The Prime Minister did not address the question of the Red Cross report until 12th May:

‘I first saw it on Monday. I did not know of the allegations in the report at the time …The report was not passed to Ministers in February.’

Clearly aware of the confusing impressions given by assorted Ministers, the No. 10 apparatus arranged for a press briefing the day before the Prime Minister answered questions in the House:

Asked to clarify whether Sir Jeremy Greenstock had seen the ICRC report, the Prime Minister's Official Spokesman (PMOS) said meeting had been held when ICRC personnel had presented their report to Paul Bremer and British representatives, including Sir Jeremy’s legal advisers. As a result of that meeting, the report had been sent to the relevant people in Iraq to be dealt with. It was important for people to recognise that its contents were already being acted on, which was why it had been handled in the way that it had. Confusion had arisen because we had thought that Sir Jeremy himself had read the report, when in fact he hadn't. Asked if Sir Jeremy had notified Downing Street of the mistake, the spokesman said no. It had become apparent that there was a discrepancy between what the Defence Secretary had said yesterday and what the Foreign Secretary had said today. Yes, it was a slight mistake, but it did not change the substance of the matter one iota. Asked how the error had come to light, the spokesman said that as he understood it, a member of the Opposition had spotted the discrepancy today and had pointed it out.

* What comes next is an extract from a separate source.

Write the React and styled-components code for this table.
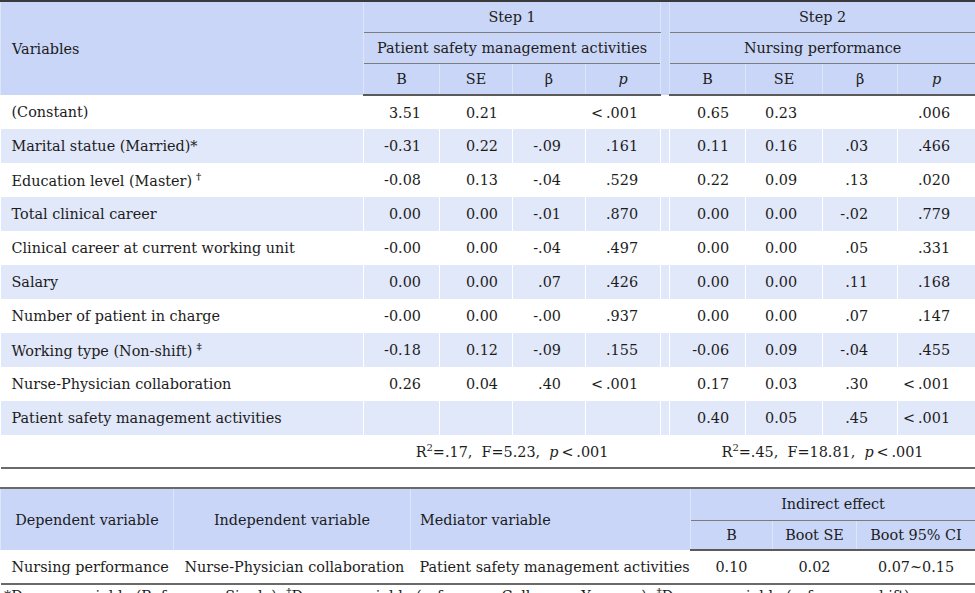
import React from "react";
import styled, {createGlobalStyle} from "styled-components";

const SERIF = `"DejaVu Serif", "Liberation Serif", serif`;

const GlobalStyle = createGlobalStyle`
  body {
    margin: 0;
    background: #fff;
    font-family: ${SERIF};
    color: #1c1c1c;
  }
`;

const HEAD_BG = "#c9d6f7";
const STRIPE_BG = "#e1e8fa";
const HEAD_SEP = "#dde5f9";

const step1Pad = [18, 14, 24, 22];
const step2Pad = [16, 25, 29, 25];

const rows = [
    {label: "(Constant)", s1: ["3.51", "0.21", "", "< .001"], s2: ["0.65", "0.23", "", ".006"]},
    {label: "Marital statue (Married)", mark: "*", s1: ["-0.31", "0.22", "-.09", ".161"], s2: ["0.11", "0.16", ".03", ".466"]},
    {label: "Education level (Master)", mark: "†", sup: true, s1: ["-0.08", "0.13", "-.04", ".529"], s2: ["0.22", "0.09", ".13", ".020"]},
    {label: "Total clinical career", s1: ["0.00", "0.00", "-.01", ".870"], s2: ["0.00", "0.00", "-.02", ".779"]},
    {label: "Clinical career at current working unit", s1: ["-0.00", "0.00", "-.04", ".497"], s2: ["0.00", "0.00", ".05", ".331"]},
    {label: "Salary", s1: ["0.00", "0.00", ".07", ".426"], s2: ["0.00", "0.00", ".11", ".168"]},
    {label: "Number of patient in charge", s1: ["-0.00", "0.00", "-.00", ".937"], s2: ["0.00", "0.00", ".07", ".147"]},
    {label: "Working type (Non-shift)", mark: "‡", sup: true, s1: ["-0.18", "0.12", "-.09", ".155"], s2: ["-0.06", "0.09", "-.04", ".455"]},
    {label: "Nurse-Physician collaboration", s1: ["0.26", "0.04", ".40", "< .001"], s2: ["0.17", "0.03", ".30", "< .001"]},
    {label: "Patient safety management activities", s1: ["", "", "", ""], s2: ["0.40", "0.05", ".45", "< .001"]},
];

const Pval = ({value}) => value.startsWith("<")
    ? <span>&lt;&thinsp;{value.slice(2)}</span>
    : <span>{value}</span>;

export default function App() {
    return <Page>
        <GlobalStyle/>
        <StatTable>
            <colgroup>
                <col style={{width: 363}}/>
                <col style={{width: 76}}/>
                <col style={{width: 73}}/>
                <col style={{width: 73}}/>
                <col style={{width: 75}}/>
                <col style={{width: 9}}/>
                <col style={{width: 76}}/>
                <col style={{width: 77}}/>
                <col style={{width: 75}}/>
                <col style={{width: 78}}/>
            </colgroup>
            <thead>
            <HeadRow $height={31}>
                <HeadCell rowSpan={3} $align="left">Variables</HeadCell>
                <HeadCell colSpan={4} $rule>Step 1</HeadCell>
                <Spacer rowSpan={3}/>
                <HeadCell colSpan={4} $rule>Step 2</HeadCell>
            </HeadRow>
            <HeadRow $height={31}>
                <HeadCell colSpan={4} $rule>Patient safety management activities</HeadCell>
                <HeadCell colSpan={4} $rule>Nursing performance</HeadCell>
            </HeadRow>
            <HeadRow $height={32} $last>
                <HeadCell>B</HeadCell>
                <HeadCell>SE</HeadCell>
                <HeadCell>β</HeadCell>
                <HeadCell><i>p</i></HeadCell>
                <HeadCell>B</HeadCell>
                <HeadCell>SE</HeadCell>
                <HeadCell>β</HeadCell>
                <HeadCell><i>p</i></HeadCell>
            </HeadRow>
            </thead>
            <tbody>
            {rows.map((row, i) => (
                <BodyRow key={row.label} $striped={i % 2 === 1}>
                    <LabelCell>
                        {row.label}
                        {row.mark && (row.sup ? <Mark>{row.mark}</Mark> : row.mark)}
                    </LabelCell>
                    {row.s1.map((v, j) => <NumCell key={"a" + j} $pad={step1Pad[j]}><Pval value={v}/></NumCell>)}
                    <NumCell $pad={0}/>
                    {row.s2.map((v, j) => <NumCell key={"b" + j} $pad={step2Pad[j]}><Pval value={v}/></NumCell>)}
                </BodyRow>
            ))}
            <FitRow>
                <td/>
                <td colSpan={4}>R<sup>2</sup>=.17,&nbsp; F=5.23,&nbsp; <i>p</i>&thinsp;&lt;&thinsp;.001</td>
                <td/>
                <td colSpan={4}>R<sup>2</sup>=.45,&nbsp; F=18.81,&nbsp; <i>p</i>&thinsp;&lt;&thinsp;.001</td>
            </FitRow>
            </tbody>
        </StatTable>

        <EffectTable>
            <colgroup>
                <col style={{width: 173}}/>
                <col style={{width: 237}}/>
                <col style={{width: 280}}/>
                <col style={{width: 82}}/>
                <col style={{width: 84}}/>
                <col style={{width: 119}}/>
            </colgroup>
            <thead>
            <HeadRow $height={32}>
                <HeadCell rowSpan={2}>Dependent variable</HeadCell>
                <HeadCell rowSpan={2}>Independent variable</HeadCell>
                <HeadCell rowSpan={2} $align="left" $indent={9}>Mediator variable</HeadCell>
                <HeadCell colSpan={3} $rule>Indirect effect</HeadCell>
            </HeadRow>
            <HeadRow $height={30} $last>
                <HeadCell>B</HeadCell>
                <HeadCell>Boot SE</HeadCell>
                <HeadCell>Boot 95% CI</HeadCell>
            </HeadRow>
            </thead>
            <tbody>
            <EffectRow>
                <td>Nursing performance</td>
                <td>Nurse-Physician collaboration</td>
                <td>Patient safety management activities</td>
                <td className="num">0.10</td>
                <td className="num">0.02</td>
                <td className="num">0.07~0.15</td>
            </EffectRow>
            </tbody>
        </EffectTable>

        <Footnote>
            *Dummy variable (Reference: Single); <sup>†</sup>Dummy variable (reference: College or Younger); <sup>‡</sup>Dummy variable (reference: shift).
        </Footnote>
    </Page>;
}

const Page = styled.div`
  width: 975px;
  overflow: hidden;
  font-family: ${SERIF};
`;

const StatTable = styled.table`
  width: 975px;
  border-collapse: collapse;
  table-layout: fixed;
  font-family: ${SERIF};
  font-size: 14.4px;
  color: #1c1c1c;
  border-top: 2px solid #3a3a3a;
  border-bottom: 2px solid #6a6a6a;
`;

const EffectTable = styled(StatTable)`
  margin-top: 18px;
  border-top: 2px solid #6a6a6a;
`;

const HeadRow = styled.tr`
  height: ${props => props.$height}px;

  th {
    border-bottom: ${props => props.$last ? "2px solid #5a5a5a" : "none"};
  }
`;

const HeadCell = styled.th`
  background: ${HEAD_BG};
  font-weight: 400;
  text-align: ${props => props.$align || "center"};
  padding: 0 0 0 ${props => props.$indent || (props.$align === "left" ? 11 : 0)}px;
  border-left: 1px solid ${HEAD_SEP};
  border-right: 1px solid ${HEAD_SEP};
  white-space: nowrap;

  ${HeadRow} && {
    border-bottom: ${props => props.$rule ? "1px solid #7c7c7c" : undefined};
  }
`;

const Spacer = styled.th`
  background: ${HEAD_BG};
  border-left: 1px solid ${HEAD_SEP};
  border-right: 1px solid ${HEAD_SEP};
  padding: 0;
`;

const BodyRow = styled.tr`
  height: 34px;
  background: ${props => props.$striped ? STRIPE_BG : "#fff"};
`;

const LabelCell = styled.td`
  padding: 0 0 0 11px;
  border-right: 1px solid #fff;
  white-space: nowrap;
`;

const Mark = styled.sup`
  font-size: 10px;
  margin-left: 4px;
  font-weight: 700;
`;

const NumCell = styled.td`
  text-align: right;
  padding: 0 ${props => props.$pad}px 0 0;
  border-right: 1px solid #fff;
  white-space: nowrap;
`;

const FitRow = styled.tr`
  height: 33px;

  td {
    text-align: center;
    padding: 0;
    white-space: nowrap;
  }

  sup {
    font-size: 10px;
  }
`;

const EffectRow = styled.tr`
  height: 34px;

  td {
    padding: 0 0 0 11px;
    white-space: nowrap;
  }

  td:nth-child(3) {
    padding-left: 9px;
  }

  td.num {
    text-align: center;
    padding: 0;
  }
`;

const Footnote = styled.p`
  margin: 1px 0 0 4px;
  font-family: ${SERIF};
  font-size: 14.4px;
  white-space: nowrap;

  sup {
    font-size: 10px;
    font-weight: 700;
  }
`;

Asked at what stage Sir Jeremy had finally found out about the ICRC report, the spokesman said that Sir Jeremy had always been aware of the report. He underlined the fact that it had not contained any new allegations, about British troops that were not already being dealt with. That was why Ministers had not been informed of it. Put to him that Sir Jeremy would surely have warned the Prime Minister about it, the spokesman said that he was not aware of any such conversations.

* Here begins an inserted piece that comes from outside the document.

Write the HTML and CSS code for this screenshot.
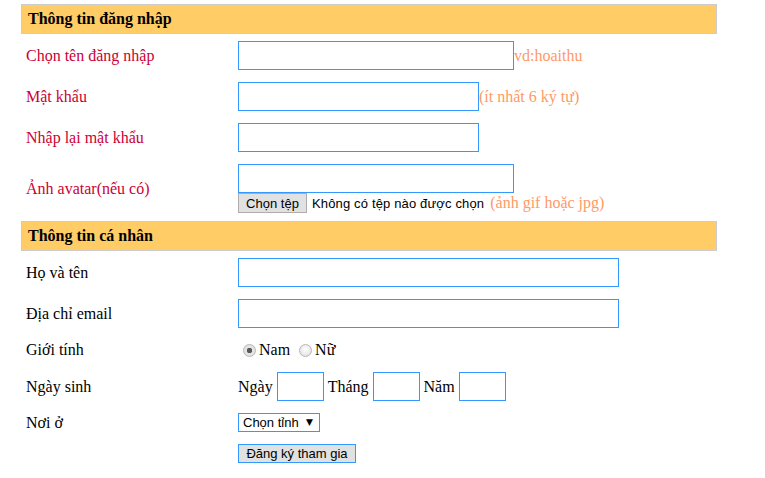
FILE: index.html
```html
<!DOCTYPE html>
<html lang="vi">
<head>
<meta charset="utf-8">
<title>Đăng ký</title>
<link rel="stylesheet" href="styles.css">
</head>
<body>
<form class="form">
  <div class="section-title">Thông tin đăng nhập</div>

  <div class="row">
    <label class="label red">Chọn tên đăng nhập</label>
    <div class="field"><input class="text w276" type="text"><span class="hint">vd:hoaithu</span></div>
  </div>
  <div class="row">
    <label class="label red">Mật khẩu</label>
    <div class="field"><input class="text w241" type="password"><span class="hint">(ít nhất 6 ký tự)</span></div>
  </div>
  <div class="row">
    <label class="label red">Nhập lại mật khẩu</label>
    <div class="field"><input class="text w241" type="password"></div>
  </div>
  <div class="row row-avatar">
    <label class="label red">Ảnh avatar(nếu có)</label>
    <div class="field stack">
      <input class="text w276" type="text">
      <div class="file-line">
        <span class="file-btn">Chọn tệp</span>
        <span class="file-text">Không có tệp nào được chọn</span>
        <span class="hint hint-file">(ảnh gif hoặc jpg)</span>
      </div>
    </div>
  </div>

  <div class="section-title">Thông tin cá nhân</div>

  <div class="row">
    <label class="label">Họ và tên</label>
    <div class="field"><input class="text w381" type="text"></div>
  </div>
  <div class="row">
    <label class="label">Địa chỉ email</label>
    <div class="field"><input class="text w381" type="text"></div>
  </div>
  <div class="row">
    <label class="label">Giới tính</label>
    <div class="field radios">
      <label class="radio-item"><input class="radio" type="radio" name="gt" checked>Nam</label>
      <label class="radio-item"><input class="radio" type="radio" name="gt">Nữ</label>
    </div>
  </div>
  <div class="row">
    <label class="label">Ngày sinh</label>
    <div class="field dates">
      <span>Ngày</span><input class="text w47" type="text">
      <span>Tháng</span><input class="text w47" type="text">
      <span>Năm</span><input class="text w47" type="text">
    </div>
  </div>
  <div class="row">
    <label class="label">Nơi ở</label>
    <div class="field">
      <span class="select-box"><select class="select"><option>Chọn tỉnh</option></select><span class="arrow">▼</span></span>
    </div>
  </div>
  <div class="row">
    <span class="label"></span>
    <div class="field"><button class="submit" type="button">Đăng ký tham gia</button></div>
  </div>
</form>
</body>
</html>
```

FILE: styles.css
```css
html, body {
  margin: 0;
  padding: 0;
  background: #ffffff;
}
body {
  padding: 4px 0 0 21px;
  font-family: "Liberation Serif", "Times New Roman", serif;
  font-size: 16px;
  color: #000000;
}
.form {
  width: 696px;
  display: flex;
  flex-direction: column;
}
.section-title {
  height: 28px;
  line-height: 28px;
  border: 1px solid #cccccc;
  background: #ffcc66;
  font-weight: bold;
  padding-left: 6px;
}
.row {
  display: grid;
  grid-template-columns: 217px 1fr;
  align-items: center;
  padding: 7px 0 5px;
}
.row-avatar {
  padding-bottom: 8px;
}
.label {
  padding-left: 5px;
}
.red {
  color: #cc0033;
}
.field {
  display: flex;
  align-items: center;
}
.stack {
  flex-direction: column;
  align-items: flex-start;
}
.text {
  box-sizing: border-box;
  height: 29px;
  border: 1px solid #3399ff;
  margin: 0;
  padding: 0 2px;
  background: #fff;
  font-family: "Liberation Sans", Arial, sans-serif;
  font-size: 13px;
  outline: none;
}
.w276 { width: 276px; }
.w241 { width: 241px; }
.w381 { width: 381px; }
.w47 { width: 47px; }
.hint {
  color: #ff9966;
}
.file-line {
  display: flex;
  align-items: center;
  height: 20px;
}
.file-btn {
  box-sizing: border-box;
  height: 20px;
  width: 69px;
  display: inline-flex;
  align-items: center;
  justify-content: center;
  border: 1px solid #adadad;
  background: #e1e1e1;
  font-family: "Liberation Sans", Arial, sans-serif;
  font-size: 13px;
}
.file-text {
  margin-left: 5px;
  font-family: "Liberation Sans", Arial, sans-serif;
  font-size: 13px;
  letter-spacing: 0.15px;
}
.hint-file {
  margin-left: 6px;
}
.radios {
  height: 20px;
  padding-left: 5px;
}
.radio-item {
  display: inline-flex;
  align-items: center;
  margin-right: 9px;
}
.radio {
  appearance: none;
  -webkit-appearance: none;
  box-sizing: border-box;
  width: 13px;
  height: 13px;
  margin: 0 3px 0 0;
  border-radius: 50%;
  border: 1px solid #b6b6b6;
  background: radial-gradient(circle at 50% 40%, #ffffff 0%, #e6e6e6 70%, #d8d8d8 100%);
}
.radio:checked {
  background: radial-gradient(circle, #5a5a5a 0, #5a5a5a 2.5px, #e4e4e4 3px, #e4e4e4 100%);
}
.dates span {
  margin-right: 4px;
}
.dates input {
  margin-right: 4px;
}
.select-box {
  box-sizing: border-box;
  display: inline-flex;
  align-items: center;
  width: 82px;
  height: 19px;
  border: 1px solid #3399ff;
  background: #fff;
}
.select {
  appearance: none;
  -webkit-appearance: none;
  border: none;
  outline: none;
  background: transparent;
  padding: 0 0 0 4px;
  margin: 0;
  width: 67px;
  font-family: "Liberation Sans", Arial, sans-serif;
  font-size: 13px;
  color: #000;
}
.arrow {
  font-size: 9px;
  line-height: 1;
  font-family: "DejaVu Sans", sans-serif;
}
.submit {
  box-sizing: border-box;
  width: 118px;
  height: 19px;
  margin: 0;
  padding: 0;
  border: 1px solid #3399ff;
  background: #e1e1e1;
  font-family: "Liberation Sans", Arial, sans-serif;
  font-size: 13px;
  color: #000;
}
```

Asked repeatedly if anyone had been aware of the substance of the allegations made by the Red Cross apart from Sir Jeremy Greenstock's legal advisers and officials in London who had received the report from Sir Jeremy's office, the spokesman pointed out that the Red Cross tended to deal with one country at a time when drafting reports. Both President Bush and the Prime Minister had made clear their shared view about the mistreatment of prisoners. It was for other Governments to deal with Red Cross reports relating to their own troops. Put to him that the ICRC's interim report in February had talked about 'Coalition Forces', the spokesman pointed out that the report had been presented to the Coalition Provisional Authority, not to the British Government. Officials had been asked by the CPA to deal with those concerns pertaining to British troops, which was precisely what they had done.

Asked if officials had been given a full copy of the ICRC report containing allegations about US troops as well as British forces, the spokesman said that officials had seen the report and had dealt with those concerns relating to British troops. Asked what British officials had known about other allegations, the spokesman said that the confidentiality under which the Red Cross operated meant that officials had responded in the way they had. The report was therefore a matter for the Red Cross. Asked if he was suggesting that Sir Jeremy Greenstock's legal advisers had decided not to pass on the concerns about US troops raised by the ICRC in their report because the Red Cross considered the confidential terms of their modus operandi as sacrosanct, the spokesman said that the officials had acted on their understanding of the Red Cross's very strict rules. We would welcome the publication of the ICRC's February and April reports. However, we had to abide by the wishes of the Red Cross.

Put to him repeatedly that there would be no breach of confidence were British officials to ask US officials what measures were being taken to prevent the mistreatment of Iraqi prisoners in the light of the fact that both sides had seen the same report, the spokesman said that the Red Cross gave us information relating to the conduct of our detention centres and the people we had detained. It was our responsibility to act within the parameters set out by the Red Cross. Asked if he was suggesting that we had not known about the mistreatment of Iraqi prisoners by US troops, the spokesman said that he was simply setting out the terms under which we operated when dealing with the Red Cross. Put to him that it seemed ridiculous that the coalition had gone into Iraq to stop the abuse and yet we were unable to do so all because of the Red Cross's commitment to confidentiality, the spokesman said that he was not a spokesman for the Red Cross. All he could do was explain the circumstances in which officials had found themselves. In answer to further questions, the spokesman took the opportunity to point out that action had been taken both by the British and the US as a result of the ICRC report. In the end that was what was most important. As the Prime Minister had underlined many times recently, the mistreatment of prisoners was wrong, was not to be condoned and was entirely counter-productive. That was the factual position.

Asked if the Prime Minister agreed with the Foreign Secretary’s view that in hindsight it would have been better had Ministers been told about the report, the spokesman said that as he had said this morning, there were always lessons to be learned in Government, as the Foreign Secretary had articulated today. Both the Prime Minister and President Bush had condemned in completely unambiguous terms the mistreatment of any prisoner and had underlined that such things should not happen ...'

What is truly astonishing is that Sir Jeremy Greenstock was under the impression that the report had been referred to the Ministry of Defence, but more than two months later the responsible Ministers had not seen it. Adam Ingram honestly admitted as much: but Geoff Hoon made it plain from his Parliamentary answer that he had not familiarised himself will the document. Jack Straw had not seen it, but wished he had and the Prime Minister only became familiar with the report on Monday 10th May.

How can the Geneva Conventions be enforced if the competent authorities do not feel obligated to read the reports which are sent to them about infringements?